If there is one realm in which the theory ‘beggars can’t be choosers’ is surely disproved, it is that of the financial markets. Wounded by two to three years of weak global equity markets, investors are being thrown ever more choices as they forge ahead on their quest for positive returns. One beneficiary of the recent open-mindedness of investors is the European high yield market. Given expectations for equity returns, and government bonds yields of next to nothing, the European high yield market, strutting yields of 10-11%, is turning a few heads.
The asset class’ rather brief and chequered history has done little to promote the European high yield market. The 1998-2001 telecom bubble, and its resulting burst claimed the European high yield market as one of its worst victims. Young and immature, the market got caught holding 70% of the volume coming from start-up telecom companies, and the lack of diversification meant returns were less than stellar. But the recent phenomenon of the ‘fallen angel’ may just be about to change all that.
Fallen angels - companies which have lost their investment grade status - is relatively new concept in Europe. As credit quality deteriorated during 2001 and 2002, companies that embarked on acquisitions during the boom years were left with high levels of debt and lower than expected cash flows, and the response from the ratings agencies was an increase in the number of downgrades, explains Dresdner Kleinwort Wasserstein. 2002 saw a record number of fallen angels land in the high yield sector in both the US and Western Europe.
The result has been a profound one for the market. With the increasing number of companies and new sectors falling into the sub-investment grade zone, lack of diversification no longer holds up as a case against high yield. Investors are also gaining increasing exposure to companies that are larger than the traditional high yield issuer, and the credit cycle is not showing signs of bottoming out in the near future.
Whether these fallen angels offer value differs from case to case, and whether they will fall further is also open to debate – pessimists would need only to hold up Worldcom as example. But with sufficient due diligence it is possible to separate the wheat from the chaff to a greater extent, and investors would do well to not to punish the said corporates so readily. To cite the poetic Brooks Brady, associate director of Standard & Poor’s Risk Solutions: “Unlike the devil who fell from heaven to rise no more, corporate fallen angels have not committed the unpardonable sin, and may rise again to investment grade.”
Furthermore, as Brian Bassett, managing director of European High Yield Capital Markets at Deutsche Bank, explains: “Many of those having fallen into the high yield space are well-known names. And just because these companies are now rated below triple B minus, does it really make sense to say that each of those credits should now be avoided?” Paper from issuers such as Crown Cork and Seal is performing well – the euro paper traded down in the low 30s 18 months ago, but is now trading in the mid-90s. Xerox and ABB are also companies which have seen performance pick up over time.

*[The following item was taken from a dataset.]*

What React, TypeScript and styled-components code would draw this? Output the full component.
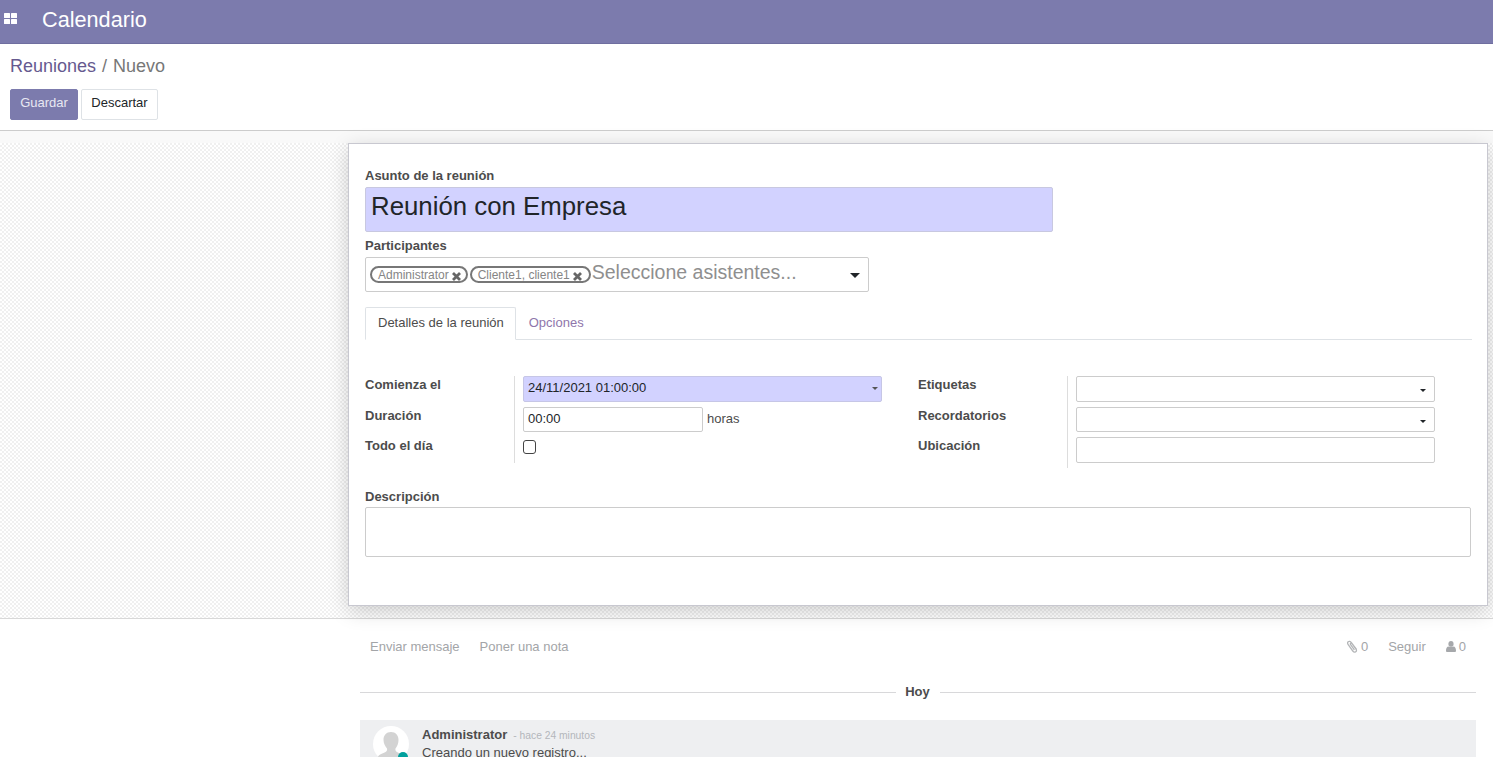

On a long-term horizon fallen angels could add significant value to a portfolio, and Standard & Poor’s aptly describes the new asset class as “short-term risk with long-term potential”. But this does not mean to say that traditional high yield bond issuers should be ignored either. Although historically, fallen angels have been more likely to be upgraded than issuers that were originally sub-investment grade, Bassett believes that the traditional high yield market also contains value. After the fall-out of the telecoms bubble’s start-up companies, “what we are left with in the European high yield market is a core group of businesses which generate steady cash flow and have been around for a while.” Although issuance from these borrowers has been scant, activity is likely to pick up as European corporates become increasingly forced to turn to the capital markets for their funding needs.
High yield bonds could also be about to get lucky in terms of timing. Laurence Mutkin, head of fixed income strategy at Threadneedle Asset Management believes that if the situation in the Gulf is resolved, investors’ risk aversion diminishes and the economic outlook improves, high yield will be the bond asset class to perform. “High yield is not a market to invest in without the resources necessary to conduct a rigourous in-depth analysis at individual issuer level,” says Laurence Mutkin, head of fixed income strategy at Threadneedle. “That said, in the current environment investors with an allocation to the high yield market will see considerable benefits.”
So there you have it – investors can be choosers, and may end up being lucky beggars.